▶ _Problem description_: Carry none of the pictures over; set down the material below exactly.

## BEGIN Information shown

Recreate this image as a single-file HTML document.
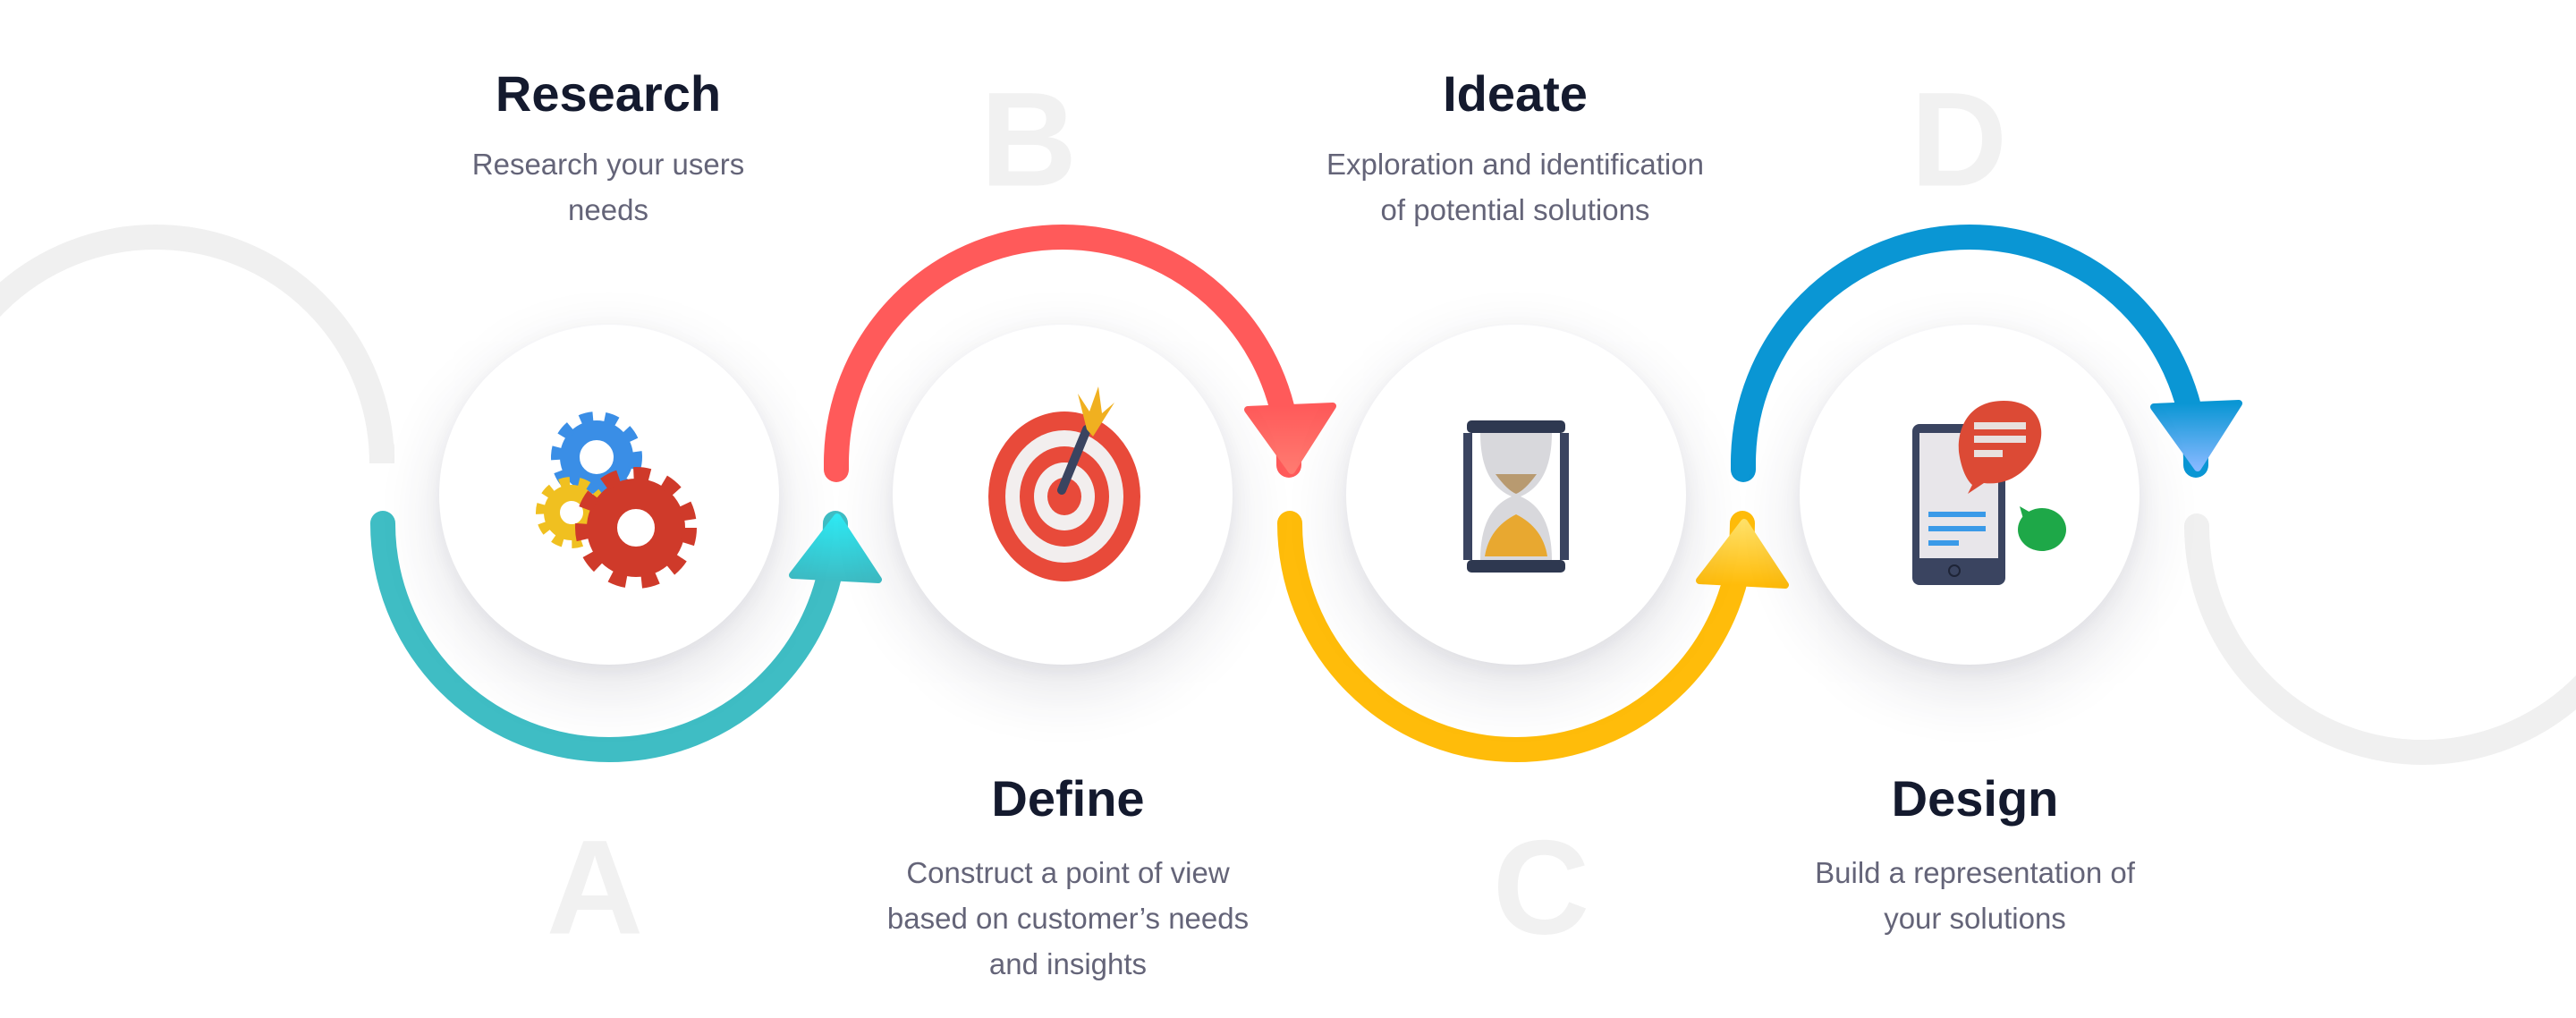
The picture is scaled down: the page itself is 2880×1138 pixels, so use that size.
<!DOCTYPE html>
<html><head><meta charset="utf-8"><style>
html,body{margin:0;padding:0;background:#fff;}
body{width:2880px;height:1138px;position:relative;overflow:hidden;font-family:"Liberation Sans",sans-serif;}
.t{position:absolute;transform:translateX(-50%);text-align:center;white-space:nowrap;}
.h{font-weight:bold;font-size:56px;color:#141a2e;line-height:64px;}
.d{font-size:33px;color:#646478;line-height:51px;}
.L{position:absolute;transform:translate(-50%,-50%);font-weight:bold;font-size:150px;color:#f1f1f1;}
.c{position:absolute;width:380px;height:380px;border-radius:50%;background:#fff;box-shadow:0 25px 70px rgba(40,40,70,.14),0 5px 20px rgba(40,40,70,.05);}
svg{position:absolute;left:0;top:0;}
</style></head><body>
<div class="L" style="left:1150px;top:156px">B</div>
<div class="L" style="left:2190px;top:156px">D</div>
<div class="L" style="left:665px;top:992px">A</div>
<div class="L" style="left:1723px;top:992px">C</div>

<svg width="2880" height="1138" viewBox="0 0 2880 1138">
<defs>
<linearGradient id="gt" x1="0" y1="0" x2="0" y2="1"><stop offset="0" stop-color="#2ee8f2"/><stop offset="1" stop-color="#3dbdc5"/></linearGradient>
<linearGradient id="gr" x1="0" y1="0" x2="0" y2="1"><stop offset="0" stop-color="#ff5a5a"/><stop offset="1" stop-color="#ff7a70"/></linearGradient>
<linearGradient id="gy" x1="0" y1="0" x2="0" y2="1"><stop offset="0" stop-color="#ffe066"/><stop offset="1" stop-color="#ffbc0a"/></linearGradient>
<linearGradient id="gb" x1="0" y1="0" x2="0" y2="1"><stop offset="0" stop-color="#0a96d4"/><stop offset="1" stop-color="#85b8ff"/></linearGradient>
</defs>
<g fill="none" stroke-width="28" stroke-linecap="round">
<path d="M -79 518 A 253 253 0 0 1 427 518 L427 500" stroke="#f0f0f0"/>
<path d="M 2456 588 A 253 253 0 0 0 2962 588" stroke="#f0f0f0"/>
<path d="M 428 585 A 253 253 0 0 0 934 585" stroke="#3fbdc4"/>
<path d="M 935 525 L935 518 A 253 253 0 0 1 1441 518 L1441 520" stroke="#ff5a5a"/>
<path d="M 1442 585 A 253 253 0 0 0 1948 585" stroke="#ffbc0a"/>
<path d="M 1949 525 L1949 518 A 253 253 0 0 1 2455 518 L2455 520" stroke="#0a96d4"/>
</g>
<path d="M936 578 L982 648 L886 643 Z" fill="url(#gt)" stroke="url(#gt)" stroke-width="8" stroke-linejoin="round"/>
<path d="M1444 526 L1395 458 L1490 454 Z" fill="url(#gr)" stroke="url(#gr)" stroke-width="8" stroke-linejoin="round"/>
<path d="M1950 584 L1996 654 L1900 649 Z" fill="url(#gy)" stroke="url(#gy)" stroke-width="8" stroke-linejoin="round"/>
<path d="M2457 523 L2408 455 L2503 451 Z" fill="url(#gb)" stroke="url(#gb)" stroke-width="8" stroke-linejoin="round"/>
</svg>

<div class="c" style="left:491px;top:363px"></div>
<div class="c" style="left:998px;top:363px"></div>
<div class="c" style="left:1505px;top:363px"></div>
<div class="c" style="left:2012px;top:363px"></div>

<svg width="2880" height="1138" viewBox="0 0 2880 1138">
<g>
<circle cx="667" cy="511" r="30" fill="none" stroke="#3a8ee6" stroke-width="22"/>
<circle cx="667" cy="511" r="44" fill="none" stroke="#3a8ee6" stroke-width="14" stroke-dasharray="14 13"/>
<circle cx="639" cy="573" r="22" fill="none" stroke="#f0c020" stroke-width="18"/>
<circle cx="639" cy="573" r="34" fill="none" stroke="#f0c020" stroke-width="12" stroke-dasharray="11 10"/>
<circle cx="711" cy="590" r="38" fill="none" stroke="#cf3a2a" stroke-width="34"/>
<circle cx="711" cy="590" r="60" fill="none" stroke="#cf3a2a" stroke-width="16" stroke-dasharray="18 17"/>
</g>
<g>
<ellipse cx="1190" cy="555" rx="85" ry="95" fill="#e84a3a"/>
<ellipse cx="1190" cy="555" rx="66" ry="74" fill="#f2eeee"/>
<ellipse cx="1190" cy="555" rx="50" ry="56" fill="#e84a3a"/>
<ellipse cx="1190" cy="555" rx="34" ry="38" fill="#f2eeee"/>
<ellipse cx="1190" cy="555" rx="19" ry="21" fill="#e84a3a"/>
<line x1="1187" y1="548" x2="1215" y2="480" stroke="#3a4460" stroke-width="10" stroke-linecap="round"/>
<path d="M1215 480 L1205 440 L1218 460 L1228 432 L1232 462 L1246 450 L1222 488 Z" fill="#f0b020"/>
</g>
<g>
<rect x="1640" y="470" width="110" height="14" rx="5" fill="#2e3850"/>
<rect x="1640" y="626" width="110" height="14" rx="5" fill="#2e3850"/>
<rect x="1636" y="484" width="10" height="142" fill="#3a4460"/>
<rect x="1744" y="484" width="10" height="142" fill="#3a4460"/>
<path d="M1655 484 L1735 484 Q1735 540 1700 555 Q1735 570 1735 626 L1655 626 Q1655 570 1690 555 Q1655 540 1655 484 Z" fill="#d8d8dc"/>
<path d="M1672 530 L1718 530 Q1705 548 1695 552 Q1685 548 1672 530 Z" fill="#b89a70"/>
<path d="M1660 622 Q1665 590 1695 575 Q1725 590 1730 622 Z" fill="#e8a830"/>
</g>
<g>
<rect x="2138" y="474" width="104" height="180" rx="8" fill="#3a4460"/>
<rect x="2146" y="484" width="88" height="140" fill="#e8e6ea"/>
<circle cx="2185" cy="638" r="6" fill="none" stroke="#1e2436" stroke-width="2"/>
<rect x="2156" y="572" width="64" height="6" fill="#3a9ae8"/>
<rect x="2156" y="588" width="64" height="6" fill="#3a9ae8"/>
<rect x="2156" y="604" width="34" height="6" fill="#3a9ae8"/>
<path d="M2240 448 C2200 448 2188 480 2190 505 C2192 520 2197 535 2205 542 L2200 552 L2218 540 C2260 545 2285 505 2282 480 C2280 460 2265 448 2240 448 Z" fill="#dc4a35"/>
<rect x="2207" y="472" width="58" height="8" fill="#e8e0de"/>
<rect x="2207" y="487" width="58" height="8" fill="#e8e0de"/>
<rect x="2207" y="503" width="32" height="8" fill="#e8e0de"/>
<ellipse cx="2283" cy="592" rx="27" ry="24" fill="#1ea848"/>
<path d="M2262 580 L2258 566 L2272 574 Z" fill="#1ea848"/>
</g>
</svg>

<div class="t h" style="left:680px;top:73px">Research</div>
<div class="t d" style="left:680px;top:158px">Research your users<br>needs</div>
<div class="t h" style="left:1694px;top:73px">Ideate</div>
<div class="t d" style="left:1694px;top:158px">Exploration and identification<br>of potential solutions</div>
<div class="t h" style="left:1194px;top:861px">Define</div>
<div class="t d" style="left:1194px;top:950px">Construct a point of view<br>based on customer’s needs<br>and insights</div>
<div class="t h" style="left:2208px;top:861px">Design</div>
<div class="t d" style="left:2208px;top:950px">Build a representation of<br>your solutions</div>
</body></html>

## END Information shown

▶ _Task output_:
Recreate this image as a single-file HTML document.
The picture is scaled down: the page itself is 2880×1138 pixels, so use that size.
<!DOCTYPE html>
<html><head><meta charset="utf-8"><style>
html,body{margin:0;padding:0;background:#fff;}
body{width:2880px;height:1138px;position:relative;overflow:hidden;font-family:"Liberation Sans",sans-serif;}
.t{position:absolute;transform:translateX(-50%);text-align:center;white-space:nowrap;}
.h{font-weight:bold;font-size:56px;color:#141a2e;line-height:64px;}
.d{font-size:33px;color:#646478;line-height:51px;}
.L{position:absolute;transform:translate(-50%,-50%);font-weight:bold;font-size:150px;color:#f1f1f1;}
.c{position:absolute;width:380px;height:380px;border-radius:50%;background:#fff;box-shadow:0 25px 70px rgba(40,40,70,.14),0 5px 20px rgba(40,40,70,.05);}
svg{position:absolute;left:0;top:0;}
</style></head><body>
<div class="L" style="left:1150px;top:156px">B</div>
<div class="L" style="left:2190px;top:156px">D</div>
<div class="L" style="left:665px;top:992px">A</div>
<div class="L" style="left:1723px;top:992px">C</div>

<svg width="2880" height="1138" viewBox="0 0 2880 1138">
<defs>
<linearGradient id="gt" x1="0" y1="0" x2="0" y2="1"><stop offset="0" stop-color="#2ee8f2"/><stop offset="1" stop-color="#3dbdc5"/></linearGradient>
<linearGradient id="gr" x1="0" y1="0" x2="0" y2="1"><stop offset="0" stop-color="#ff5a5a"/><stop offset="1" stop-color="#ff7a70"/></linearGradient>
<linearGradient id="gy" x1="0" y1="0" x2="0" y2="1"><stop offset="0" stop-color="#ffe066"/><stop offset="1" stop-color="#ffbc0a"/></linearGradient>
<linearGradient id="gb" x1="0" y1="0" x2="0" y2="1"><stop offset="0" stop-color="#0a96d4"/><stop offset="1" stop-color="#85b8ff"/></linearGradient>
</defs>
<g fill="none" stroke-width="28" stroke-linecap="round">
<path d="M -79 518 A 253 253 0 0 1 427 518 L427 500" stroke="#f0f0f0"/>
<path d="M 2456 588 A 253 253 0 0 0 2962 588" stroke="#f0f0f0"/>
<path d="M 428 585 A 253 253 0 0 0 934 585" stroke="#3fbdc4"/>
<path d="M 935 525 L935 518 A 253 253 0 0 1 1441 518 L1441 520" stroke="#ff5a5a"/>
<path d="M 1442 585 A 253 253 0 0 0 1948 585" stroke="#ffbc0a"/>
<path d="M 1949 525 L1949 518 A 253 253 0 0 1 2455 518 L2455 520" stroke="#0a96d4"/>
</g>
<path d="M936 578 L982 648 L886 643 Z" fill="url(#gt)" stroke="url(#gt)" stroke-width="8" stroke-linejoin="round"/>
<path d="M1444 526 L1395 458 L1490 454 Z" fill="url(#gr)" stroke="url(#gr)" stroke-width="8" stroke-linejoin="round"/>
<path d="M1950 584 L1996 654 L1900 649 Z" fill="url(#gy)" stroke="url(#gy)" stroke-width="8" stroke-linejoin="round"/>
<path d="M2457 523 L2408 455 L2503 451 Z" fill="url(#gb)" stroke="url(#gb)" stroke-width="8" stroke-linejoin="round"/>
</svg>

<div class="c" style="left:491px;top:363px"></div>
<div class="c" style="left:998px;top:363px"></div>
<div class="c" style="left:1505px;top:363px"></div>
<div class="c" style="left:2012px;top:363px"></div>

<svg width="2880" height="1138" viewBox="0 0 2880 1138">
<g>
<circle cx="667" cy="511" r="30" fill="none" stroke="#3a8ee6" stroke-width="22"/>
<circle cx="667" cy="511" r="44" fill="none" stroke="#3a8ee6" stroke-width="14" stroke-dasharray="14 13"/>
<circle cx="639" cy="573" r="22" fill="none" stroke="#f0c020" stroke-width="18"/>
<circle cx="639" cy="573" r="34" fill="none" stroke="#f0c020" stroke-width="12" stroke-dasharray="11 10"/>
<circle cx="711" cy="590" r="38" fill="none" stroke="#cf3a2a" stroke-width="34"/>
<circle cx="711" cy="590" r="60" fill="none" stroke="#cf3a2a" stroke-width="16" stroke-dasharray="18 17"/>
</g>
<g>
<ellipse cx="1190" cy="555" rx="85" ry="95" fill="#e84a3a"/>
<ellipse cx="1190" cy="555" rx="66" ry="74" fill="#f2eeee"/>
<ellipse cx="1190" cy="555" rx="50" ry="56" fill="#e84a3a"/>
<ellipse cx="1190" cy="555" rx="34" ry="38" fill="#f2eeee"/>
<ellipse cx="1190" cy="555" rx="19" ry="21" fill="#e84a3a"/>
<line x1="1187" y1="548" x2="1215" y2="480" stroke="#3a4460" stroke-width="10" stroke-linecap="round"/>
<path d="M1215 480 L1205 440 L1218 460 L1228 432 L1232 462 L1246 450 L1222 488 Z" fill="#f0b020"/>
</g>
<g>
<rect x="1640" y="470" width="110" height="14" rx="5" fill="#2e3850"/>
<rect x="1640" y="626" width="110" height="14" rx="5" fill="#2e3850"/>
<rect x="1636" y="484" width="10" height="142" fill="#3a4460"/>
<rect x="1744" y="484" width="10" height="142" fill="#3a4460"/>
<path d="M1655 484 L1735 484 Q1735 540 1700 555 Q1735 570 1735 626 L1655 626 Q1655 570 1690 555 Q1655 540 1655 484 Z" fill="#d8d8dc"/>
<path d="M1672 530 L1718 530 Q1705 548 1695 552 Q1685 548 1672 530 Z" fill="#b89a70"/>
<path d="M1660 622 Q1665 590 1695 575 Q1725 590 1730 622 Z" fill="#e8a830"/>
</g>
<g>
<rect x="2138" y="474" width="104" height="180" rx="8" fill="#3a4460"/>
<rect x="2146" y="484" width="88" height="140" fill="#e8e6ea"/>
<circle cx="2185" cy="638" r="6" fill="none" stroke="#1e2436" stroke-width="2"/>
<rect x="2156" y="572" width="64" height="6" fill="#3a9ae8"/>
<rect x="2156" y="588" width="64" height="6" fill="#3a9ae8"/>
<rect x="2156" y="604" width="34" height="6" fill="#3a9ae8"/>
<path d="M2240 448 C2200 448 2188 480 2190 505 C2192 520 2197 535 2205 542 L2200 552 L2218 540 C2260 545 2285 505 2282 480 C2280 460 2265 448 2240 448 Z" fill="#dc4a35"/>
<rect x="2207" y="472" width="58" height="8" fill="#e8e0de"/>
<rect x="2207" y="487" width="58" height="8" fill="#e8e0de"/>
<rect x="2207" y="503" width="32" height="8" fill="#e8e0de"/>
<ellipse cx="2283" cy="592" rx="27" ry="24" fill="#1ea848"/>
<path d="M2262 580 L2258 566 L2272 574 Z" fill="#1ea848"/>
</g>
</svg>

<div class="t h" style="left:680px;top:73px">Research</div>
<div class="t d" style="left:680px;top:158px">Research your users<br>needs</div>
<div class="t h" style="left:1694px;top:73px">Ideate</div>
<div class="t d" style="left:1694px;top:158px">Exploration and identification<br>of potential solutions</div>
<div class="t h" style="left:1194px;top:861px">Define</div>
<div class="t d" style="left:1194px;top:950px">Construct a point of view<br>based on customer’s needs<br>and insights</div>
<div class="t h" style="left:2208px;top:861px">Design</div>
<div class="t d" style="left:2208px;top:950px">Build a representation of<br>your solutions</div>
</body></html>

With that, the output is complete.